- _GIVEN EXERCISE_
Print the data exactly as it is given, please.

- _DATA EXTRACT_
========

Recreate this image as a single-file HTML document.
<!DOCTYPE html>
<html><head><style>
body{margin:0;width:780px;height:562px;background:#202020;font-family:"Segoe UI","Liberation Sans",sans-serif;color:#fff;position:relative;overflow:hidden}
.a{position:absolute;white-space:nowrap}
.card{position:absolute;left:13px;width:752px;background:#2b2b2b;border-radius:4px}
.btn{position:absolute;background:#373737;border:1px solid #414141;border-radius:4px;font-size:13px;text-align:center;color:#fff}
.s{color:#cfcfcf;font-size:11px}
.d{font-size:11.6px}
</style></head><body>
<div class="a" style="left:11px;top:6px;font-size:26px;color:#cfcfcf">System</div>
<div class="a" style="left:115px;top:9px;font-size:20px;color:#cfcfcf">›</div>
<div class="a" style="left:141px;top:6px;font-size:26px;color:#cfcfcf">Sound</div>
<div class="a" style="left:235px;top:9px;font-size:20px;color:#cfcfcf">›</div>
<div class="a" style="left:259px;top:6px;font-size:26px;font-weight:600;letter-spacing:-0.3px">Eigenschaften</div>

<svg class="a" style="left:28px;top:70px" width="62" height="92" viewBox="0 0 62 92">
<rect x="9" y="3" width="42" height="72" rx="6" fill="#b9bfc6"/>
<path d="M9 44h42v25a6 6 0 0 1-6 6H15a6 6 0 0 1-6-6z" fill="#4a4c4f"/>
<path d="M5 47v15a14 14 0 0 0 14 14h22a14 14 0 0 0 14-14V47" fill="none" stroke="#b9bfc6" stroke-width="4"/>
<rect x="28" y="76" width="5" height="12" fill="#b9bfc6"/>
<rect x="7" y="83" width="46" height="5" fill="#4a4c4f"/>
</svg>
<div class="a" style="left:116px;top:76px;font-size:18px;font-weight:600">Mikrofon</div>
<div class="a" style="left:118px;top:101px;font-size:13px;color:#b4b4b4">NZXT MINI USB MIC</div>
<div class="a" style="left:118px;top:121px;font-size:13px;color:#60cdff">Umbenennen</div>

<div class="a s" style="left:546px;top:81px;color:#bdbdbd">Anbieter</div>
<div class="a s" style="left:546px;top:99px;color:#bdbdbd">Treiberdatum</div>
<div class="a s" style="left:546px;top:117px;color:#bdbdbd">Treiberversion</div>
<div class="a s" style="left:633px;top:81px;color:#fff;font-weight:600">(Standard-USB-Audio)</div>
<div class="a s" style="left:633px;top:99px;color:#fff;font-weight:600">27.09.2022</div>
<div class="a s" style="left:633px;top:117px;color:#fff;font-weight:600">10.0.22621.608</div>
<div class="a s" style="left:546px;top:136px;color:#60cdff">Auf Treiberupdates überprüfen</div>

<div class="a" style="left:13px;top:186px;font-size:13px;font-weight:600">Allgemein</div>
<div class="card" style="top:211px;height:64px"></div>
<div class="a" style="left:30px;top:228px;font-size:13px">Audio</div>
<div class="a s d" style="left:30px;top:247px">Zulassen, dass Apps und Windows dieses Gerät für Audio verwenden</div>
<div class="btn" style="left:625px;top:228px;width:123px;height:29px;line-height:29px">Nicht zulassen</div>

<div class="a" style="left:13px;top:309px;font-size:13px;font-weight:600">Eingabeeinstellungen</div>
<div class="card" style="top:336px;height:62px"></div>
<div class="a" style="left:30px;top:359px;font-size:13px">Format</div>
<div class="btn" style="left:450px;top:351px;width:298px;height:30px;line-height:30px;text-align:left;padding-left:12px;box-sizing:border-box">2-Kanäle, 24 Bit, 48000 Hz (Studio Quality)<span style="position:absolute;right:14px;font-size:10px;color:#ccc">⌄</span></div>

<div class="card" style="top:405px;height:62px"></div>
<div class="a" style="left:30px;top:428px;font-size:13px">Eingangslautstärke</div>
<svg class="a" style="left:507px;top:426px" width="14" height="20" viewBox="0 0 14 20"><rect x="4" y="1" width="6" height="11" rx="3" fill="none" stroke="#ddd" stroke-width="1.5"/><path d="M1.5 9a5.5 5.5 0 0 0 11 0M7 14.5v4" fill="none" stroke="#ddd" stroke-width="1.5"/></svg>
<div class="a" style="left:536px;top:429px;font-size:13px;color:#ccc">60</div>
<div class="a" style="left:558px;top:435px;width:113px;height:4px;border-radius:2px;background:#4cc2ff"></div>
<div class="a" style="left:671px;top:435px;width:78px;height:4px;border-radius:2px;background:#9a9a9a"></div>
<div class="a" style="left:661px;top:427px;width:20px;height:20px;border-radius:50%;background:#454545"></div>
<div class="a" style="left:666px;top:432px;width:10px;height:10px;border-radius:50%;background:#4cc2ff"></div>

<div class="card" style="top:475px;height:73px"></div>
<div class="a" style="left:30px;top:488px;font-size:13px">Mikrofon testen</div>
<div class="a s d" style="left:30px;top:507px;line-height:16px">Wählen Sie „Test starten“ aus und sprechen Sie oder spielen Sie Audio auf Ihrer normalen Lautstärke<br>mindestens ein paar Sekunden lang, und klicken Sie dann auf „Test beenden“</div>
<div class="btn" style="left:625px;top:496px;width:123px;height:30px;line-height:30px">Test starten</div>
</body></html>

========

- _TASK OUTPUT_
Recreate this image as a single-file HTML document.
<!DOCTYPE html>
<html><head><style>
body{margin:0;width:780px;height:562px;background:#202020;font-family:"Segoe UI","Liberation Sans",sans-serif;color:#fff;position:relative;overflow:hidden}
.a{position:absolute;white-space:nowrap}
.card{position:absolute;left:13px;width:752px;background:#2b2b2b;border-radius:4px}
.btn{position:absolute;background:#373737;border:1px solid #414141;border-radius:4px;font-size:13px;text-align:center;color:#fff}
.s{color:#cfcfcf;font-size:11px}
.d{font-size:11.6px}
</style></head><body>
<div class="a" style="left:11px;top:6px;font-size:26px;color:#cfcfcf">System</div>
<div class="a" style="left:115px;top:9px;font-size:20px;color:#cfcfcf">›</div>
<div class="a" style="left:141px;top:6px;font-size:26px;color:#cfcfcf">Sound</div>
<div class="a" style="left:235px;top:9px;font-size:20px;color:#cfcfcf">›</div>
<div class="a" style="left:259px;top:6px;font-size:26px;font-weight:600;letter-spacing:-0.3px">Eigenschaften</div>

<svg class="a" style="left:28px;top:70px" width="62" height="92" viewBox="0 0 62 92">
<rect x="9" y="3" width="42" height="72" rx="6" fill="#b9bfc6"/>
<path d="M9 44h42v25a6 6 0 0 1-6 6H15a6 6 0 0 1-6-6z" fill="#4a4c4f"/>
<path d="M5 47v15a14 14 0 0 0 14 14h22a14 14 0 0 0 14-14V47" fill="none" stroke="#b9bfc6" stroke-width="4"/>
<rect x="28" y="76" width="5" height="12" fill="#b9bfc6"/>
<rect x="7" y="83" width="46" height="5" fill="#4a4c4f"/>
</svg>
<div class="a" style="left:116px;top:76px;font-size:18px;font-weight:600">Mikrofon</div>
<div class="a" style="left:118px;top:101px;font-size:13px;color:#b4b4b4">NZXT MINI USB MIC</div>
<div class="a" style="left:118px;top:121px;font-size:13px;color:#60cdff">Umbenennen</div>

<div class="a s" style="left:546px;top:81px;color:#bdbdbd">Anbieter</div>
<div class="a s" style="left:546px;top:99px;color:#bdbdbd">Treiberdatum</div>
<div class="a s" style="left:546px;top:117px;color:#bdbdbd">Treiberversion</div>
<div class="a s" style="left:633px;top:81px;color:#fff;font-weight:600">(Standard-USB-Audio)</div>
<div class="a s" style="left:633px;top:99px;color:#fff;font-weight:600">27.09.2022</div>
<div class="a s" style="left:633px;top:117px;color:#fff;font-weight:600">10.0.22621.608</div>
<div class="a s" style="left:546px;top:136px;color:#60cdff">Auf Treiberupdates überprüfen</div>

<div class="a" style="left:13px;top:186px;font-size:13px;font-weight:600">Allgemein</div>
<div class="card" style="top:211px;height:64px"></div>
<div class="a" style="left:30px;top:228px;font-size:13px">Audio</div>
<div class="a s d" style="left:30px;top:247px">Zulassen, dass Apps und Windows dieses Gerät für Audio verwenden</div>
<div class="btn" style="left:625px;top:228px;width:123px;height:29px;line-height:29px">Nicht zulassen</div>

<div class="a" style="left:13px;top:309px;font-size:13px;font-weight:600">Eingabeeinstellungen</div>
<div class="card" style="top:336px;height:62px"></div>
<div class="a" style="left:30px;top:359px;font-size:13px">Format</div>
<div class="btn" style="left:450px;top:351px;width:298px;height:30px;line-height:30px;text-align:left;padding-left:12px;box-sizing:border-box">2-Kanäle, 24 Bit, 48000 Hz (Studio Quality)<span style="position:absolute;right:14px;font-size:10px;color:#ccc">⌄</span></div>

<div class="card" style="top:405px;height:62px"></div>
<div class="a" style="left:30px;top:428px;font-size:13px">Eingangslautstärke</div>
<svg class="a" style="left:507px;top:426px" width="14" height="20" viewBox="0 0 14 20"><rect x="4" y="1" width="6" height="11" rx="3" fill="none" stroke="#ddd" stroke-width="1.5"/><path d="M1.5 9a5.5 5.5 0 0 0 11 0M7 14.5v4" fill="none" stroke="#ddd" stroke-width="1.5"/></svg>
<div class="a" style="left:536px;top:429px;font-size:13px;color:#ccc">60</div>
<div class="a" style="left:558px;top:435px;width:113px;height:4px;border-radius:2px;background:#4cc2ff"></div>
<div class="a" style="left:671px;top:435px;width:78px;height:4px;border-radius:2px;background:#9a9a9a"></div>
<div class="a" style="left:661px;top:427px;width:20px;height:20px;border-radius:50%;background:#454545"></div>
<div class="a" style="left:666px;top:432px;width:10px;height:10px;border-radius:50%;background:#4cc2ff"></div>

<div class="card" style="top:475px;height:73px"></div>
<div class="a" style="left:30px;top:488px;font-size:13px">Mikrofon testen</div>
<div class="a s d" style="left:30px;top:507px;line-height:16px">Wählen Sie „Test starten“ aus und sprechen Sie oder spielen Sie Audio auf Ihrer normalen Lautstärke<br>mindestens ein paar Sekunden lang, und klicken Sie dann auf „Test beenden“</div>
<div class="btn" style="left:625px;top:496px;width:123px;height:30px;line-height:30px">Test starten</div>
</body></html>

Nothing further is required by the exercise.